### [What is needed]
Select all lines holding the word "styled" from the entries that follow.
•••••
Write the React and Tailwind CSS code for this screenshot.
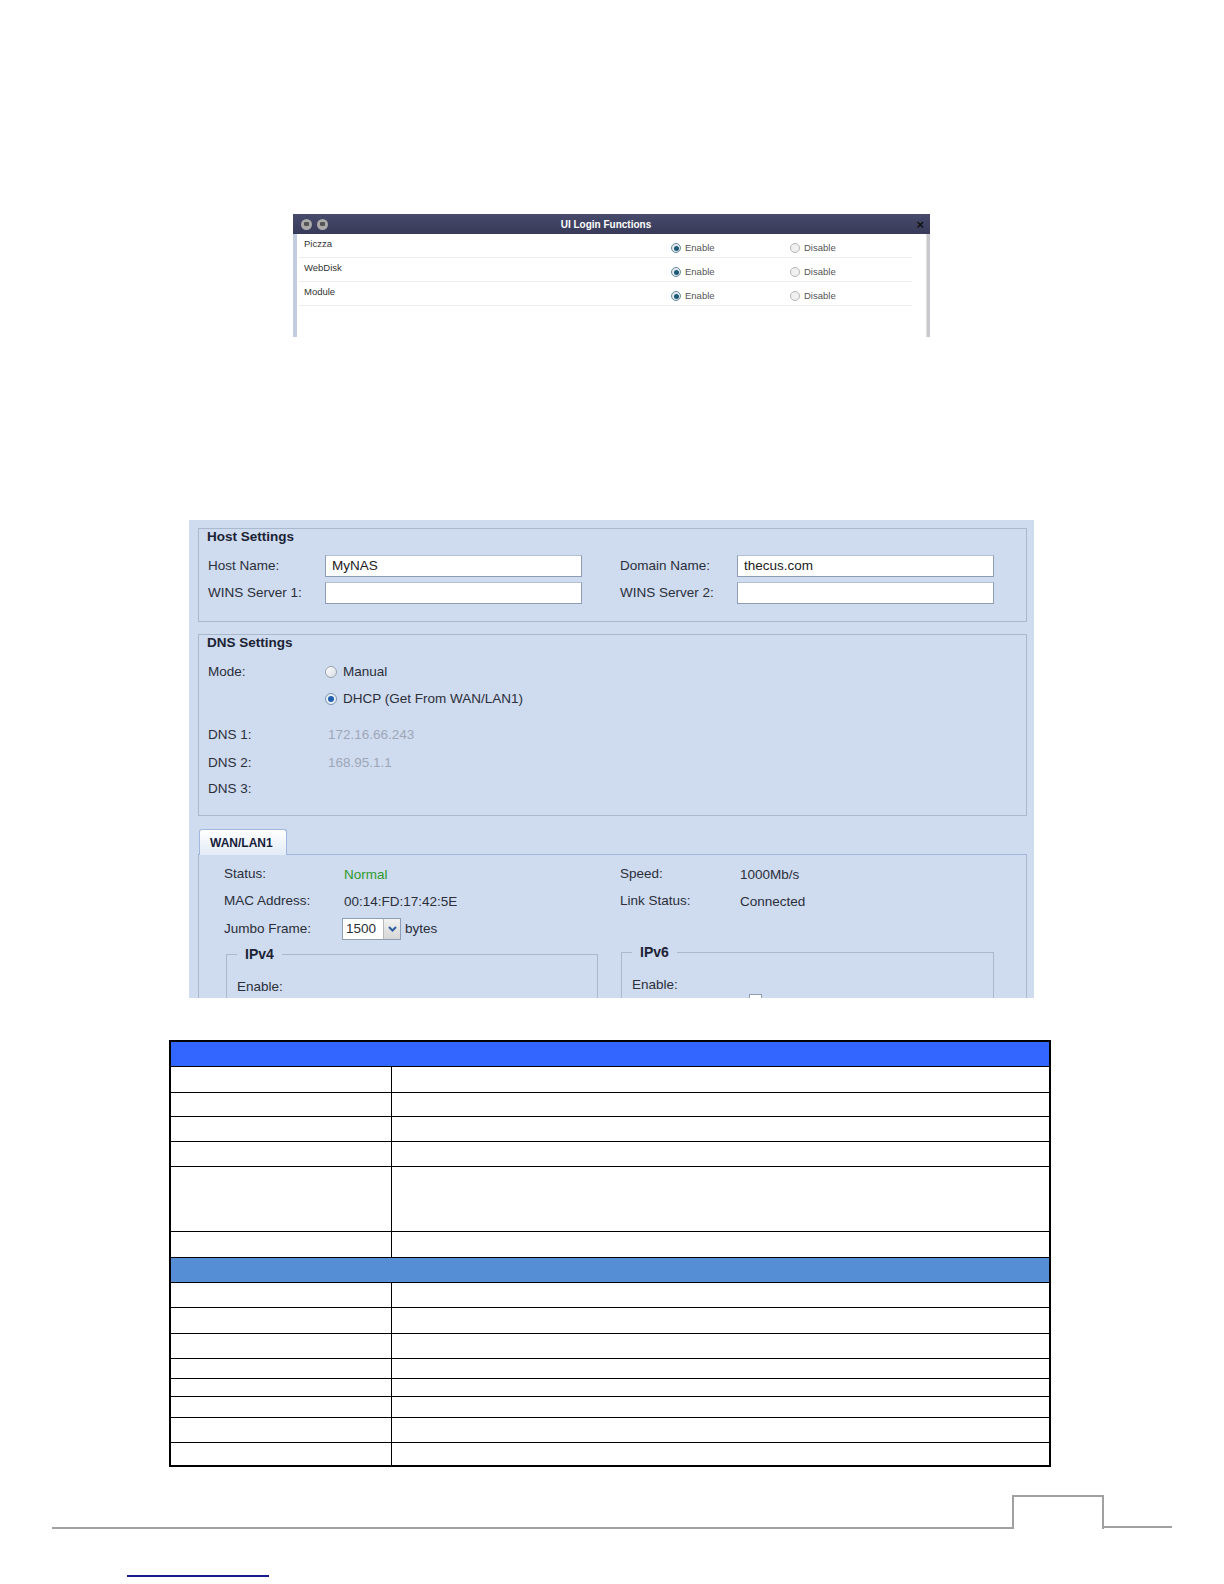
import React from "react";

const ui = { fontFamily: '"Liberation Sans", Arial, sans-serif' };

const DlgRadio = ({ checked }) => (
  <span
    className={
      "inline-flex items-center justify-center w-[10px] h-[10px] rounded-full border " +
      (checked ? "border-[#6b8a9a] bg-[#dfe9ee]" : "border-[#b5b5b5] bg-[#f0f0f0]")
    }
  >
    {checked && <span className="w-[5px] h-[5px] rounded-full bg-[#1e5a78]" />}
  </span>
);

const NasRadio = ({ checked }) => (
  <span
    className={
      "inline-flex items-center justify-center w-[12px] h-[12px] rounded-full border " +
      (checked ? "border-[#7d93b0] bg-[#e8eef6]" : "border-[#9aa3ae] bg-gradient-to-br from-white to-[#d8dde4]")
    }
  >
    {checked && <span className="w-[6px] h-[6px] rounded-full bg-[#1f5fae]" />}
  </span>
);

const loginRows = ["Piczza", "WebDisk", "Module"];

function LoginDialog() {
  return (
    <div className="ml-[293px] w-[637px] h-[123px] flex flex-col bg-white text-[#333]" style={ui}>
      <div className="h-[20px] flex items-center bg-gradient-to-b from-[#474a6b] to-[#373a58]">
        <div className="w-[60px] flex items-center gap-[5px] pl-[8px]">
          <span className="w-[11px] h-[11px] rounded-full bg-[#a9a9a9] flex items-center justify-center">
            <span className="w-[5px] h-[4px] bg-[#555] rounded-[1px]" />
          </span>
          <span className="w-[11px] h-[11px] rounded-full bg-[#a9a9a9] flex items-center justify-center">
            <span className="w-[5px] h-[4px] bg-[#555] rounded-[1px]" />
          </span>
        </div>
        <div className="flex-1 text-center pr-[11px] text-white text-[10px] font-bold">UI Login Functions</div>
        <div className="w-[60px] text-right pr-[6px] text-[13px] font-bold text-[#111] leading-none">×</div>
      </div>
      <div className="flex-1 flex border-l-[4px] border-[#c3cde0] border-r-[3px] border-r-[#c8c8cc]">
        <div className="w-[615px] pl-[2px]">
          {loginRows.map((r) => (
            <div key={r} className="h-[24px] flex border-b border-[#ececec] text-[9.5px]">
              <div className="w-[372px] pl-[5px] pt-[3px]">{r}</div>
              <div className="w-[119px] flex items-center gap-[4px] pt-[5px]">
                <DlgRadio checked />
                <span className="text-[#555]">Enable</span>
              </div>
              <div className="flex items-center gap-[4px] pt-[5px]">
                <DlgRadio />
                <span className="text-[#555]">Disable</span>
              </div>
            </div>
          ))}
        </div>
        <div className="flex-1 border-r border-[#e2e2e2]" />
      </div>
    </div>
  );
}

const Input = ({ value }) => (
  <div className="w-[257px] h-[22px] bg-white border border-[#8e9db3] border-t-[#b4bfd0] flex items-center pl-[6px] text-[#222]">
    {value}
  </div>
);

function NasPanel() {
  return (
    <div
      className="ml-[189px] mt-[183px] w-[845px] h-[478px] overflow-hidden bg-[#cfdbef] pt-[8px] pl-[9px] text-[13.5px] text-[#2a2f3a]"
      style={ui}
    >
      <div className="w-[829px] h-[94px] border border-[#aab8cd]">
        <div className="h-[16px] pl-[8px] font-bold text-[#1b2335] leading-[16px]">Host Settings</div>
        <div className="mt-[10px] flex items-center h-[22px]">
          <div className="w-[126px] pl-[9px]">Host Name:</div>
          <Input value="MyNAS" />
          <div className="w-[117px] ml-[38px]">Domain Name:</div>
          <Input value="thecus.com" />
        </div>
        <div className="mt-[5px] flex items-center h-[22px]">
          <div className="w-[126px] pl-[9px]">WINS Server 1:</div>
          <Input value="" />
          <div className="w-[117px] ml-[38px]">WINS Server 2:</div>
          <Input value="" />
        </div>
      </div>

      <div className="mt-[12px] w-[829px] h-[182px] border border-[#aab8cd]">
        <div className="h-[16px] pl-[8px] font-bold text-[#1b2335] leading-[16px]">DNS Settings</div>
        <div className="mt-[11px] h-[20px] flex items-center">
          <div className="w-[126px] pl-[9px]">Mode:</div>
          <NasRadio />
          <span className="ml-[6px]">Manual</span>
        </div>
        <div className="mt-[7px] h-[20px] flex items-center">
          <div className="w-[126px] pl-[9px]" />
          <NasRadio checked />
          <span className="ml-[6px]">DHCP (Get From WAN/LAN1)</span>
        </div>
        <div className="mt-[16px] h-[20px] flex items-center">
          <div className="w-[129px] pl-[9px]">DNS 1:</div>
          <span className="text-[#9ea7b8]">172.16.66.243</span>
        </div>
        <div className="mt-[8px] h-[20px] flex items-center">
          <div className="w-[129px] pl-[9px]">DNS 2:</div>
          <span className="text-[#9ea7b8]">168.95.1.1</span>
        </div>
        <div className="mt-[6px] h-[20px] flex items-center">
          <div className="w-[129px] pl-[9px]">DNS 3:</div>
        </div>
      </div>

      <div className="mt-[13px] w-[829px] h-[26px] border-b border-[#9fb7dc] flex items-end">
        <div className="ml-[1px] w-[88px] h-[26px] -mb-px border border-b-0 border-[#9fb7dc] rounded-t-[3px] bg-gradient-to-b from-white to-[#e3ebf7] flex items-center pl-[10px] text-[12px] font-bold text-[#15203a]">
          WAN/LAN1
        </div>
      </div>
      <div className="w-[829px] h-[200px] border-x border-[#aab8cd] pl-[25px] pt-[9px]">
        <div className="flex">
          <div className="w-[396px]">
            <div className="h-[20px] flex items-center">
              <div className="w-[120px]">Status:</div>
              <span className="text-[#2e9a2e] mt-[2px]">Normal</span>
            </div>
            <div className="mt-[7px] h-[20px] flex items-center">
              <div className="w-[120px]">MAC Address:</div>
              <span className="mt-[2px]">00:14:FD:17:42:5E</span>
            </div>
            <div className="mt-[7px] h-[22px] flex items-center">
              <div className="w-[118px]">Jumbo Frame:</div>
              <div className="w-[59px] h-[22px] bg-white border border-[#8e9db3] flex">
                <span className="flex-1 flex items-center pl-[3px]">1500</span>
                <span className="w-[17px] bg-gradient-to-b from-[#f2f2f2] to-[#d6d6d6] border-l border-[#b8b8b8] flex items-center justify-center">
                  <svg width="9" height="6" viewBox="0 0 9 6">
                    <path d="M1 1 L4.5 4.5 L8 1" stroke="#2f5d9e" strokeWidth="2" fill="none" />
                  </svg>
                </span>
              </div>
              <span className="ml-[4px]">bytes</span>
            </div>
          </div>
          <div className="flex-1">
            <div className="h-[20px] flex items-center">
              <div className="w-[120px]">Speed:</div>
              <span className="mt-[2px]">1000Mb/s</span>
            </div>
            <div className="mt-[7px] h-[20px] flex items-center">
              <div className="w-[120px]">Link Status:</div>
              <span className="mt-[2px]">Connected</span>
            </div>
          </div>
        </div>
        <div className="mt-[4px] flex items-start">
          <fieldset className="ml-[2px] w-[372px] h-[80px] border border-[#aab8cd] px-[10px]">
            <legend className="px-[8px] text-[14px] font-bold text-[#1b2335]">IPv4</legend>
            <div className="pt-[12px]">Enable:</div>
          </fieldset>
          <fieldset className="ml-[23px] -mt-[2px] w-[373px] h-[80px] border border-[#aab8cd] px-[10px]">
            <legend className="px-[8px] text-[14px] font-bold text-[#1b2335]">IPv6</legend>
            <div className="pt-[12px]">Enable:</div>
            <div className="mt-[-1px] ml-[117px] w-[13px] h-[13px] border border-[#8e9db3] bg-white" />
          </fieldset>
        </div>
      </div>
    </div>
  );
}

const rowHeights = [26, 24, 25, 25, 65, 26];
const rowHeights2 = [25, 26, 25, 20, 18, 21, 25, 24];

function SpecTable() {
  return (
    <table className="ml-[169px] mt-[42px] w-[882px] border-collapse border-[2px] border-black">
      <tbody>
        <tr className="h-[25px]">
          <td colSpan={2} className="bg-[#3366ff] border-[1.5px] border-black" />
        </tr>
        {rowHeights.map((h, i) => (
          <tr key={"a" + i} style={{ height: h }}>
            <td className="w-[221px] border-[1.5px] border-black" />
            <td className="border-[1.5px] border-black" />
          </tr>
        ))}
        <tr className="h-[25px]">
          <td colSpan={2} className="bg-[#558ed5] border-[1.5px] border-black" />
        </tr>
        {rowHeights2.map((h, i) => (
          <tr key={"b" + i} style={{ height: h }}>
            <td className="w-[221px] border-[1.5px] border-black" />
            <td className="border-[1.5px] border-black" />
          </tr>
        ))}
      </tbody>
    </table>
  );
}

export default function App() {
  return (
    <div className="w-[1224px] h-[1584px] bg-white pt-[214px] overflow-hidden">
      <LoginDialog />
      <NasPanel />
      <SpecTable />
      <div className="mt-[28px] ml-[52px] flex items-end">
        <div className="w-[960px] border-b-2 border-[#a0a0a0]" />
        <div className="w-[92px] h-[34px] border-t-2 border-x-2 border-[#a0a0a0]" />
        <div className="w-[68px] border-b-2 border-[#a0a0a0] mb-[1px]" />
      </div>
      <div className="mt-[46px] ml-[127px] w-[142px] h-[2px] bg-[#1a1a8c]" />
    </div>
  );
}
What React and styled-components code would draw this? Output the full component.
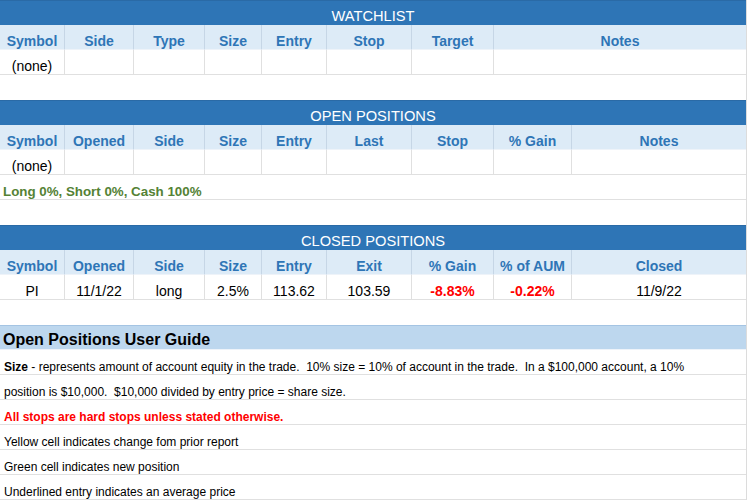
import React from 'react';
import styled, { createGlobalStyle } from 'styled-components';

const GlobalStyle = createGlobalStyle`
  body {
    margin: 0;
    background: #ffffff;
    font-family: 'Liberation Sans', Arial, sans-serif;
  }
`

const Sheet = styled.div`
  width: 747px;
  box-sizing: border-box;
  border-right: 1px solid #dcdcdc;
`

const TitleBar = styled.div`
  height: 25px;
  box-sizing: border-box;
  display: flex;
  align-items: flex-end;
  justify-content: center;
  padding-bottom: 1px;
  background: #2e75b6;
  border-top: 1px solid #2a6aa6;
  color: #ffffff;
  font-size: 14.67px;
`

const Row = styled.div`
  display: grid;
  grid-template-columns: 65px 69px 71px 57px 65px 85px 82px 78px 174px;
  height: 25px;
`

const Cell = styled.div`
  grid-column: span ${p => p.$span || 1};
  box-sizing: border-box;
  display: flex;
  align-items: flex-end;
  justify-content: center;
  white-space: nowrap;
  font-size: 14px;
  background: ${p => (p.$head ? '#ddebf7' : '#ffffff')};
  color: ${p => (p.$head ? '#2e75b6' : p.$loss ? '#ff0000' : '#000000')};
  font-weight: ${p => (p.$head || p.$loss ? 700 : 400)};
  border-right: 1px solid ${p => (p.$head ? '#c6d6e6' : '#e0e0e0')};
  border-bottom: 1px solid ${p => (p.$head ? '#eef3f9' : '#e0e0e0')};
  &:last-child {
    border-right: none;
  }
`

const Summary = styled.div`
  height: 25px;
  box-sizing: border-box;
  display: flex;
  align-items: flex-end;
  padding-left: 3px;
  border-bottom: 1px solid #e0e0e0;
  color: #548235;
  font-weight: 700;
  font-size: 13.33px;
`

const Spacer = styled.div`
  height: 25px;
`

const GuideTitle = styled.div`
  height: 25px;
  box-sizing: border-box;
  display: flex;
  align-items: flex-end;
  padding-left: 3px;
  background: #bdd7ee;
  border-top: 1px solid #a4c4e3;
  border-bottom: 1px solid #eef3f9;
  font-weight: 700;
  font-size: 16px;
  color: #000000;
`

const GuideRow = styled.div`
  height: 25px;
  box-sizing: border-box;
  display: flex;
  align-items: flex-end;
  padding-left: 4px;
  border-bottom: 1px solid #e0e0e0;
  font-size: 12px;
  white-space: pre;
  color: ${p => (p.$alert ? '#ff0000' : '#000000')};
  font-weight: ${p => (p.$alert ? 700 : 400)};

  b {
    font-weight: 700;
  }
`

const watchHeads = ['Symbol', 'Side', 'Type', 'Size', 'Entry', 'Stop', 'Target'];
const openHeads = ['Symbol', 'Opened', 'Side', 'Size', 'Entry', 'Last', 'Stop', '% Gain', 'Notes'];
const closedHeads = ['Symbol', 'Opened', 'Side', 'Size', 'Entry', 'Exit', '% Gain', '% of AUM', 'Closed'];

const closedTrades = [
  { symbol: 'PI', opened: '11/1/22', side: 'long', size: '2.5%', entry: '113.62', exit: '103.59', gain: '-8.83%', aum: '-0.22%', closed: '11/9/22' },
];

const App = () => {
  return (
    <>
      <GlobalStyle />
      <Sheet>
        <TitleBar>WATCHLIST</TitleBar>
        <Row>
          {watchHeads.map(h => <Cell $head key={h}>{h}</Cell>)}
          <Cell $head $span={2}>Notes</Cell>
        </Row>
        <Row>
          <Cell>(none)</Cell>
          {watchHeads.slice(1).map(h => <Cell key={h} />)}
          <Cell $span={2} />
        </Row>
        <Spacer />

        <TitleBar>OPEN POSITIONS</TitleBar>
        <Row>
          {openHeads.map(h => <Cell $head key={h}>{h}</Cell>)}
        </Row>
        <Row>
          <Cell>(none)</Cell>
          {openHeads.slice(1).map(h => <Cell key={h} />)}
        </Row>
        <Summary>Long 0%, Short 0%, Cash 100%</Summary>
        <Spacer />

        <TitleBar>CLOSED POSITIONS</TitleBar>
        <Row>
          {closedHeads.map(h => <Cell $head key={h}>{h}</Cell>)}
        </Row>
        {closedTrades.map(t => (
          <Row key={t.symbol}>
            <Cell>{t.symbol}</Cell>
            <Cell>{t.opened}</Cell>
            <Cell>{t.side}</Cell>
            <Cell>{t.size}</Cell>
            <Cell>{t.entry}</Cell>
            <Cell>{t.exit}</Cell>
            <Cell $loss>{t.gain}</Cell>
            <Cell $loss>{t.aum}</Cell>
            <Cell>{t.closed}</Cell>
          </Row>
        ))}
        <Spacer />

        <GuideTitle>Open Positions User Guide</GuideTitle>
        <GuideRow>
          <b>Size</b>{' - represents amount of account equity in the trade.  10% size = 10% of account in the trade.  In a $100,000 account, a 10%'}
        </GuideRow>
        <GuideRow>{'position is $10,000.  $10,000 divided by entry price = share size.'}</GuideRow>
        <GuideRow $alert>All stops are hard stops unless stated otherwise.</GuideRow>
        <GuideRow>Yellow cell indicates change fom prior report</GuideRow>
        <GuideRow>Green cell indicates new position</GuideRow>
        <GuideRow>Underlined entry indicates an average price</GuideRow>
      </Sheet>
    </>
  );
};

export default App;
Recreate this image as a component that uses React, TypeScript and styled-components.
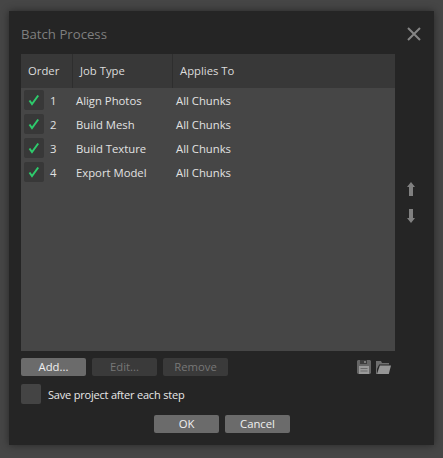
•••••
### [The result]
What React and styled-components code would draw this? Output the full component.
import styled, { createGlobalStyle } from 'styled-components';
const Sheet = styled.div`
const TitleBar = styled.div`
const Row = styled.div`
const Cell = styled.div`
const Summary = styled.div`
const Spacer = styled.div`
const GuideTitle = styled.div`
const GuideRow = styled.div`
Recreate this image as a component that uses React, TypeScript and styled-components.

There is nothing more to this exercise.